Der 44-jährige Vater zweier Kinder zeigte sich vor dem Richter reumütig und in allen Punkten geständig. «Ich wünsche mir, dass ich meine Drogensucht in den Griff bekomme und nie wieder in den Knast muss», sagte er zum Richter. Und er ergänzt: «Diese Haft ist für mich die bisher härteste. Ich bin auf Entzug und überall riecht es nach Drogen.» Und er wolle sehr gerne in der Schweiz bleiben, wie er unter Tränen ergänzt: «Für mich ist die Schweiz meine Heimat. Den Kosovo kenne ich nur aus den Ferien. Ich habe niemanden da unten. Ich wäre dort verloren.»
«Irgendwann ist es einfach genug»
Um 16.25 ist schliesslich das Urteil da. Der Beschuldigte Kosovare wird in Anwesenheit seiner Geschwister und Eltern, in allen Anklagepunkten schuldig gesprochen und zu 42 Monaten Gefängnis und sieben Jahren Landesverweis verurteilt.
Der Richter erläutert das Urteil: «Sie haben ihr ganzes Leben in der Schweiz verbracht.

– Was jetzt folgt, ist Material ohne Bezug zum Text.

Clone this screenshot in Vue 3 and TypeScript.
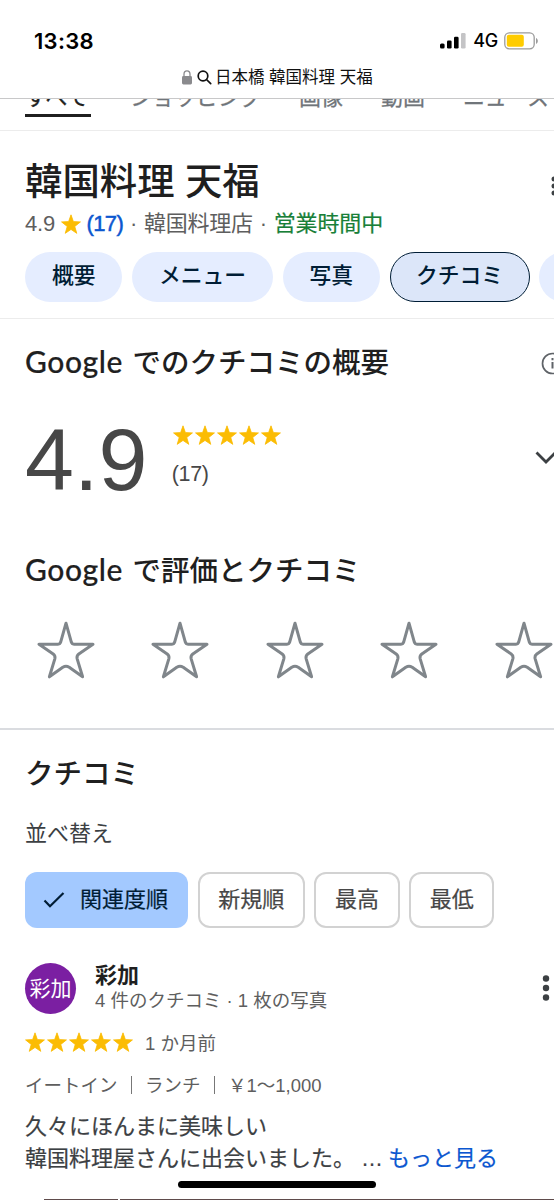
<template>
  <div class="screen">
    <header class="browser">
      <div class="status">
        <span class="time">13:38</span>
        <div class="status-icons">
          <svg class="signal" width="26" height="16" viewBox="0 0 26 16">
            <rect x="0" y="10.5" width="4.6" height="5" rx="1.5" />
            <rect x="7" y="7.5" width="4.6" height="8" rx="1.3" />
            <rect x="14" y="3.8" width="4.6" height="11.7" rx="1.3" />
            <rect x="21" y="0" width="4.6" height="15.5" rx="1.3" fill="#c4c4c6" />
          </svg>
          <span class="network">4G</span>
          <svg width="34" height="18" viewBox="0 0 34 18">
            <rect x="0.8" y="0.8" width="29.4" height="16" rx="4.5" fill="none" stroke="#9b9b9b" stroke-width="1.3" />
            <rect x="2.8" y="2.8" width="17" height="12" rx="2" fill="#fc0" />
            <path d="M32 6c2.4.8 2.4 5 0 5.8z" fill="#9b9b9b" />
          </svg>
        </div>
      </div>
      <div class="address">
        <svg class="lock" width="10" height="15" viewBox="0 0 10 15">
          <rect x="0" y="6" width="10" height="8.5" rx="1.4" fill="#8a8a8d" />
          <path d="M2 7V4.2a3 3.3 0 0 1 6 0V7" fill="none" stroke="#8a8a8d" stroke-width="1.3" />
        </svg>
        <svg class="search" width="15" height="15" viewBox="0 0 15 15" fill="none" stroke="#111" stroke-width="1.7">
          <circle cx="6" cy="6" r="4.8" />
          <path d="M9.5 9.5l4.2 4.2" stroke-linecap="round" />
        </svg>
        <span>日本橋 韓国料理 天福</span>
      </div>
    </header>

    <nav class="tabs">
      <span v-for="tab in tabs" :key="tab" class="tab" :class="{ current: tab === 'すべて' }">{{ tab }}</span>
    </nav>

    <section class="place">
      <div class="title-row">
        <h1>韓国料理 天福</h1>
        <svg class="more-small" width="6" height="20" viewBox="0 0 6 20" fill="#3c4043">
          <circle v-for="y in [3, 10, 17]" :key="y" cx="3" :cy="y" r="2.5" />
        </svg>
      </div>
      <div class="facts">
        <span class="score">4.9</span>
        <svg class="fact-star" width="22" height="22" viewBox="0 0 24 24" fill="#fbbc04"><path :d="starPath" /></svg>
        <span class="count">(17)</span>
        <span class="dot">·</span>
        <span class="kind">韓国料理店</span>
        <span class="dot">·</span>
        <span class="open">営業時間中</span>
      </div>
      <div class="chips">
        <span v-for="chip in chips" :key="chip" class="chip" :class="{ active: chip === 'クチコミ' }">{{ chip }}</span>
        <span class="chip" />
      </div>
    </section>

    <section class="overview">
      <div class="heading-row">
        <h2><span class="brand">Google</span> でのクチコミの概要</h2>
        <svg class="info" width="23" height="23" viewBox="0 0 23 23" fill="none" stroke="#5f6368">
          <circle cx="11.5" cy="11.5" r="10" stroke-width="1.7" />
          <path d="M11.5 10v6.5M11.5 6v2.2" stroke-width="2" />
        </svg>
      </div>
      <div class="summary">
        <span class="big-score">4.9</span>
        <div class="summary-side">
          <div class="stars">
            <svg v-for="n in 5" :key="n" width="22" height="22" viewBox="0 0 24 24"><path :d="starPath" /></svg>
          </div>
          <span class="summary-count">(17)</span>
        </div>
        <svg class="chevron" width="22" height="16" viewBox="0 0 22 16">
          <path d="M1.5 2.5L11 12l9.5-9.5" fill="none" stroke="#3c4043" stroke-width="2.8" />
        </svg>
      </div>
      <h2 class="rate-heading"><span class="brand">Google</span> で評価とクチコミ</h2>
      <div class="rate-stars">
        <svg v-for="n in 5" :key="n" width="60" height="60" viewBox="0 0 60 60">
          <path d="M30 3.2L35.4 22.3Q36.2 24.2 38 24.2H57L42.8 34Q40.5 35.7 41.1 38.6L46.6 56.8L33.2 47.2Q30 45.3 26.8 47.2L13.4 56.8L18.9 38.6Q19.5 35.7 17.2 34L3 24.2H22Q23.8 24.2 24.6 22.3Z" />
        </svg>
      </div>
    </section>

    <section class="reviews">
      <h2>クチコミ</h2>
      <div class="sort-label">並べ替え</div>
      <div class="sorts">
        <span v-for="(sort, index) in sorts" :key="sort" class="sort" :class="{ selected: index === 0 }">
          <svg v-if="index === 0" width="22" height="18" viewBox="0 0 22 18">
            <path d="M1.5 9.5L7 15.3L20.5 2" fill="none" stroke="#001d35" stroke-width="2.2" />
          </svg>
          {{ sort }}
        </span>
      </div>

      <article class="review">
        <div class="author">
          <span class="avatar">彩加</span>
          <div class="author-text">
            <div class="name">彩加</div>
            <div class="author-meta">4 件のクチコミ · 1 枚の写真</div>
          </div>
          <svg class="more" width="8" height="26" viewBox="0 0 8 26" fill="#3c4043">
            <circle v-for="y in [3.5, 13, 22.5]" :key="y" cx="4" :cy="y" r="3.2" />
          </svg>
        </div>
        <div class="review-rating">
          <div class="stars">
            <svg v-for="n in 5" :key="n" width="22" height="22" viewBox="0 0 24 24"><path :d="starPath" /></svg>
          </div>
          <span class="date">1 か月前</span>
        </div>
        <div class="visit">
          <span>イートイン</span><i /><span>ランチ</span><i /><span>￥1〜1,000</span>
        </div>
        <p class="body">久々にほんまに美味しい<br />韓国料理屋さんに出会いました。<span class="ellipsis">…</span><a>もっと見る</a></p>
        <div class="photos"><span /><span /></div>
      </article>
    </section>
    <div class="home-indicator" />
  </div>
</template>

<script setup lang="ts">
const tabs: string[] = ['すべて', 'ショッピング', '画像', '動画', 'ニュース']
const chips: string[] = ['概要', 'メニュー', '写真', 'クチコミ']
const sorts: string[] = ['関連度順', '新規順', '最高', '最低']

const starPath = 'M12 17.9L18.3 22.2L16.1 14.7L22.3 9.7L14.6 9.4L12 2L9.4 9.4L1.7 9.7L7.9 14.7L5.7 22.2Z'
</script>

<style>
body {
  margin: 0;
  background: #fff;
}
</style>

<style scoped>
.screen {
  position: relative;
  width: 554px;
  height: 1200px;
  overflow: hidden;
  background: #fff;
  color: #1f1f1f;
  font-family: "Liberation Sans", "Noto Sans CJK JP", sans-serif;
  font-size: 22px;
  white-space: nowrap;
}

svg {
  display: block;
  flex: none;
}

.browser {
  position: relative;
  z-index: 1;
  box-sizing: border-box;
  height: 99px;
  background: #fff;
  border-bottom: 1px solid #c8c8c9;
}

.status {
  display: flex;
  justify-content: space-between;
  box-sizing: border-box;
  height: 62px;
  padding: 29px 16px 0 34px;
}

.time {
  font: 600 22px/24px Inter, sans-serif;
  letter-spacing: 0.3px;
  color: #000;
}

.status-icons {
  display: flex;
  align-items: center;
  height: 24px;
}

.network {
  margin: 0 6px 0 7px;
  font: 500 18px/24px Inter, sans-serif;
  letter-spacing: -0.3px;
  color: #000;
}

.address {
  display: flex;
  align-items: center;
  height: 30px;
  padding-left: 182px;
  font-size: 16.5px;
  line-height: 30px;
  color: #111;
}

.search {
  margin: 0 3px 0 5px;
}

.tabs {
  display: flex;
  box-sizing: border-box;
  height: 32px;
  padding-left: 25px;
  border-bottom: 1px solid #ececec;
  color: #70757a;
  font-size: 22px;
  line-height: 26px;
}

.tab {
  flex: none;
  height: 32px;
  margin: -14px 38px 0 0;
  -webkit-text-stroke: 0.3px currentColor;
}

.tab:nth-child(2) {
  margin-right: 37px;
}

.tab:last-child {
  margin-right: 0;
  letter-spacing: -0.3px;
}

.tab.current {
  box-sizing: border-box;
  width: 66px;
  margin-right: 39px;
  border-bottom: 3px solid #1f1f1f;
  color: #1f1f1f;
}

.place {
  box-sizing: border-box;
  height: 188px;
  padding-left: 25px;
  border-bottom: 1px solid #ececec;
}

.title-row {
  display: flex;
  justify-content: space-between;
  height: 74px;
  padding-top: 2px;
}

h1 {
  margin: 25px 0 0;
  font-size: 37.4px;
  font-weight: 500;
  line-height: 48px;
}

.more-small {
  margin: 43px -2.5px 0 0;
}

.facts {
  display: flex;
  align-items: center;
  height: 34px;
  line-height: 34px;
  color: #5e5e5e;
}

.score {
  letter-spacing: -0.2px;
}

.fact-star {
  margin: 0 4.5px 0 5px;
}

.count {
  color: #0b57d0;
  letter-spacing: -0.6px;
  -webkit-text-stroke: 0.5px currentColor;
}

.kind {
  letter-spacing: -0.2px;
}

.dot {
  margin: 0 6.7px;
}

.open {
  color: #188038;
  letter-spacing: -0.1px;
  -webkit-text-stroke: 0.2px currentColor;
}

.chips {
  display: flex;
  gap: 9.6px;
  margin-top: 11px;
}

.chip {
  box-sizing: border-box;
  flex: none;
  min-width: 60px;
  height: 50px;
  padding: 0 26.9px;
  border-radius: 25px;
  background: #e5edff;
  color: #001d35;
  font-size: 21.8px;
  font-weight: 500;
  line-height: 47px;
}

.chip.active {
  padding: 0 25.4px;
  border: 1.5px solid #001d35;
  background: #dce6f9;
  line-height: 45px;
}

.overview {
  box-sizing: border-box;
  height: 411px;
  border-bottom: 2px solid #dadce0;
}

h2 {
  margin: 0;
  font-size: 28.5px;
  font-weight: 500;
  line-height: 40px;
}

.brand {
  margin-right: 1.5px;
  font-family: Lato, sans-serif;
  font-size: 30px;
  letter-spacing: 0.6px;
  line-height: 1;
  -webkit-text-stroke: 0.2px currentColor;
}

.heading-row {
  display: flex;
  justify-content: space-between;
  padding: 24px 0 0 25px;
}

.info {
  margin: 9px -10px 0 0;
}

.summary {
  box-sizing: border-box;
  display: flex;
  height: 153px;
  padding: 41px 0 0 25px;
}

.big-score {
  font-size: 88px;
  line-height: 112px;
  margin-top: -20px;
  color: #474747;
}

.summary-side {
  margin: 0 auto 0 24.5px;
}

.stars {
  display: flex;
  fill: #fbbc04;
}

.stars path,
.fact-star path {
  stroke: #fbbc04;
  stroke-width: 0.9;
  stroke-linejoin: round;
}

.summary-count {
  display: block;
  margin-top: 12px;
  color: #474747;
  font-size: 21.5px;
  letter-spacing: -0.4px;
  line-height: 32px;
}

.chevron {
  margin: 26px -3px 0 0;
}

.rate-heading {
  margin: 15px 0 0 25px;
}

.rate-stars {
  display: flex;
  gap: 54.4px;
  margin: 29px 0 0 36px;
}

.rate-stars path {
  fill: none;
  stroke: #80868b;
  stroke-width: 3;
  stroke-linejoin: round;
}

.reviews {
  padding: 24px 0 0 25px;
}

.sort-label {
  margin-top: 23px;
  color: #3c4043;
  line-height: 34px;
}

.sorts {
  display: flex;
  gap: 9.6px;
  margin-top: 21px;
}

.sort {
  display: flex;
  align-items: center;
  box-sizing: border-box;
  flex: none;
  height: 56px;
  padding: 0 18.6px 7px;
  border: 2px solid #d2d2d2;
  border-radius: 12px;
  color: #474747;
  -webkit-text-stroke: 0.2px currentColor;
}

.sort.selected {
  padding: 0 20px 7px 18px;
  border: 0;
  background: #a3c9ff;
  color: #001d35;
}

.sort svg {
  margin: 7px 15px 0 0;
}

.author {
  display: flex;
  height: 52px;
  margin-top: 35px;
}

.avatar {
  width: 51px;
  height: 51px;
  border-radius: 50%;
  background: #7b1fa2;
  color: #fff;
  font-size: 21px;
  line-height: 52px;
  text-align: center;
}

.author-text {
  margin-left: 19px;
}

.name {
  font-weight: 700;
  line-height: 26px;
}

.author-meta {
  color: #5e5e5e;
  font-size: 18.5px;
  line-height: 24px;
}

.more {
  margin: 12px 4.5px 0 auto;
}

.review-rating {
  display: flex;
  align-items: center;
  height: 28px;
  margin-top: 13px;
  color: #5e5e5e;
  font-size: 18.5px;
}

.review-rating .stars {
  margin-left: -1px;
}

.date {
  margin-left: 11px;
}

.visit {
  display: flex;
  align-items: center;
  height: 30px;
  margin-top: 13px;
  color: #5e5e5e;
  font-size: 18.5px;
}

.visit i {
  width: 1.5px;
  height: 18px;
  margin: 2px 13px 0;
  background: #777;
}

.body {
  margin: 12px 0 0;
  color: #3c4043;
  line-height: 32px;
  -webkit-text-stroke: 0.2px currentColor;
}

.body a {
  color: #0b57d0;
}

.ellipsis {
  margin: 0 5px 0 6px;
}

.photos {
  display: flex;
  gap: 2px;
  margin: 24px 0 0 19px;
}

.photos span {
  width: 74px;
  height: 4px;
  background: #5e4b4b;
}

.photos span:last-child {
  flex: 1;
}

.home-indicator {
  position: absolute;
  left: 178px;
  top: 1181px;
  width: 198px;
  height: 7px;
  border-radius: 4px;
  background: #000;
}
</style>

Darum wurde der Landesverweis im letzten Verfahren nicht ausgesprochen. Doch noch während der letzten Verhandlung wurden sie wieder kriminell und trotz laufender Entzugsmassnahme rückfällig.»
Der Richter ergänzt: «Darum haben wir den Landesverweis dieses Mal ausgesprochen. Irgendwann ist es einfach genug und die Sicherheit der Bürgerinnen und Bürger wichtiger als ihr persönliches Wohlergehen.»